Here is a full write-up of the results using all 6+ hypothesis testing steps, using the permutation results:

   Isolate the claim to be proved and method to use (define a test statistic T)

We want to test for a difference in the means between males and females and will use the equal-variance two-sample t-test statistic to compare them, making a decision at the 5% significance level.

1) Write the null and alternative hypotheses

  • •H0: μMale = μFemale
    • ◦where μMale is the true mean GPA for males and μFemale is true mean GPA for females
  • •HA: μMale ≠ μFemale

2) Check conditions for the procedure being used

  • Independent observations condition: It appears that this assumption is met because there is no reason to assume any clustering or grouping of responses that might create dependence in the observations. The only possible consideration is that the observations were taken from different sections and there could be some differences between the sections. However, for overall GPA this not likely to be a big issue.
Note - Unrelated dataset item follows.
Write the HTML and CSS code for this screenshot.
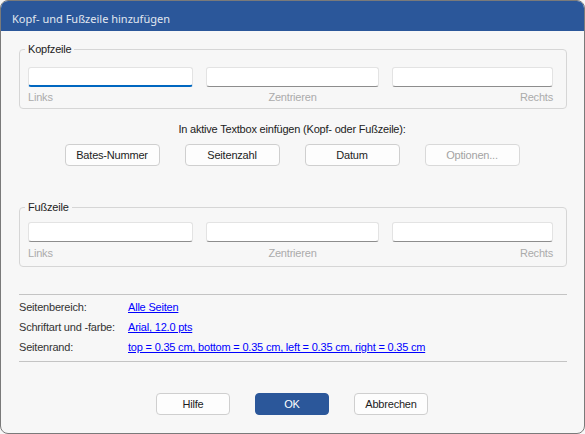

The only way this could create a violation here is if certain sections tended to attract students with different GPA levels (such as the 9 am section had the best/worst GPA students...).
  • Equal variance condition: There is a small difference in the range of the observations in the two groups but the standard deviations are very similar so there is no evidence that this condition is violated.
  • Similar distribution condition: Based on the side-by-side boxplots and beanplots, it appears that both groups have slightly left-skewed distributions which could be problematic for the parametric approach but the permutation approach condition is not violated since the distributions look to have fairly similar shapes.

3) Find the value of the appropriate test statistic

  • T=2.69 from the previous R output

4) Find the p-value

  • •p-value=0.012 from the permutation distribution results.
  • •This means that there is about a 1.2% chance we would observe a difference in mean GPA (female-male or male-female) of 0.25 points or more if there in fact no difference in true mean GPA between females and males in STAT 217 in a particular semester.

5) Decision

  • •Since the p-value is "small" (a priori 5% significance level selected), we can reject the null hypothesis.

6) Conclusion and scope of inference, specific to the problem

  • •There is evidence against the null hypothesis of no difference in the true mean GPA between males and females for the STAT 217 students in this semester and so we conclude that there is evidence of a difference in the mean GPAs between males and females.
  • •Because this was not a randomized experiment, we can't say that the difference in sex causes the difference in mean GPA and because it was not a random sample from a larger population, our inferences only pertain the STAT 217 students that responded to the survey in that semester.